| DATASET SECTION |

::::

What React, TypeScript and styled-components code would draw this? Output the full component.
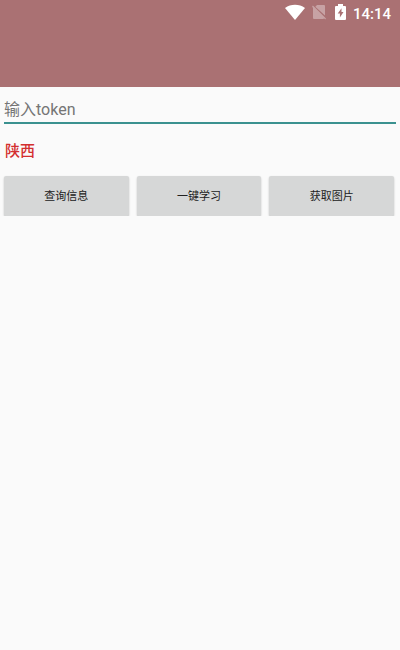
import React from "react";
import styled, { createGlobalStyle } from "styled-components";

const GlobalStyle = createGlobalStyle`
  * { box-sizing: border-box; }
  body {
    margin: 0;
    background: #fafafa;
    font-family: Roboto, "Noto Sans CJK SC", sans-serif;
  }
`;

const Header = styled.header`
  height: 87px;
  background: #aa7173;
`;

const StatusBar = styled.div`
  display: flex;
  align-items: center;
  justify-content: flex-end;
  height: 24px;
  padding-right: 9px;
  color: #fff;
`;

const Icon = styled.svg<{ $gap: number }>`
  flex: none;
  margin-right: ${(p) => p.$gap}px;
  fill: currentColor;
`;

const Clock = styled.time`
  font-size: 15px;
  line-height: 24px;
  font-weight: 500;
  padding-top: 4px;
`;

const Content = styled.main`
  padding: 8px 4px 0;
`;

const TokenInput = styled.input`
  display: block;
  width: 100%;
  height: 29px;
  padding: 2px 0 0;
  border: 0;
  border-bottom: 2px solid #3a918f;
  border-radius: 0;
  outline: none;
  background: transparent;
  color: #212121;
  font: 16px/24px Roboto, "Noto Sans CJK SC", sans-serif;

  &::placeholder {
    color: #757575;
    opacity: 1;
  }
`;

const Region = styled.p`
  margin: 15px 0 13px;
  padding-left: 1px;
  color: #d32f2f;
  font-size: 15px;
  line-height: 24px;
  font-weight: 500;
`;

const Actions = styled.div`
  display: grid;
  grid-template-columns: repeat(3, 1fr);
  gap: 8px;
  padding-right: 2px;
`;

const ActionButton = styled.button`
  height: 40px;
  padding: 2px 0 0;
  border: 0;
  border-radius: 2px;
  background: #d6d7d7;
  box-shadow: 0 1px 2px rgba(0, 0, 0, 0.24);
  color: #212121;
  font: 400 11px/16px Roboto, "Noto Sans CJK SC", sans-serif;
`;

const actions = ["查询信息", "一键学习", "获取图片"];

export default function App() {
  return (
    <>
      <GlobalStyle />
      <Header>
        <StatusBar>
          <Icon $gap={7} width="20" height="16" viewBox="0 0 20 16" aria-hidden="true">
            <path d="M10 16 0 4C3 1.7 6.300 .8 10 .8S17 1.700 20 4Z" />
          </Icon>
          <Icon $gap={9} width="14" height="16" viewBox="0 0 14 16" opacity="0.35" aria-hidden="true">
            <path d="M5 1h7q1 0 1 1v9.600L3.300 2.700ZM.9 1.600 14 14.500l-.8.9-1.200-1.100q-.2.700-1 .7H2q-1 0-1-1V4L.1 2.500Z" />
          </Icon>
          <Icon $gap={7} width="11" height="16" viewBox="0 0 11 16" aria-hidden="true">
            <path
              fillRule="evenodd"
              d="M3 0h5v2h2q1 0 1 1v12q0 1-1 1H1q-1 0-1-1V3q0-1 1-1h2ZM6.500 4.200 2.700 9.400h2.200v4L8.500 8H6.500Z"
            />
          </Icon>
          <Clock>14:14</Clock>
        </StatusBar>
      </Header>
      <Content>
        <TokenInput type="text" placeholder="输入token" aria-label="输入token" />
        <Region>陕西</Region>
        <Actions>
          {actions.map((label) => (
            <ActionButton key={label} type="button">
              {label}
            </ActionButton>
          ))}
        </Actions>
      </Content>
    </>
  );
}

::::

| EXERCISE |
Copy every line of the listing where the word "styled" appears.

| EXERCISE OUTPUT |
What React, TypeScript and styled-components code would draw this? Output the full component.
import styled, { createGlobalStyle } from "styled-components";
const Header = styled.header`
const StatusBar = styled.div`
const Icon = styled.svg<{ $gap: number }>`
const Clock = styled.time`
const Content = styled.main`
const TokenInput = styled.input`
const Region = styled.p`
const Actions = styled.div`
const ActionButton = styled.button`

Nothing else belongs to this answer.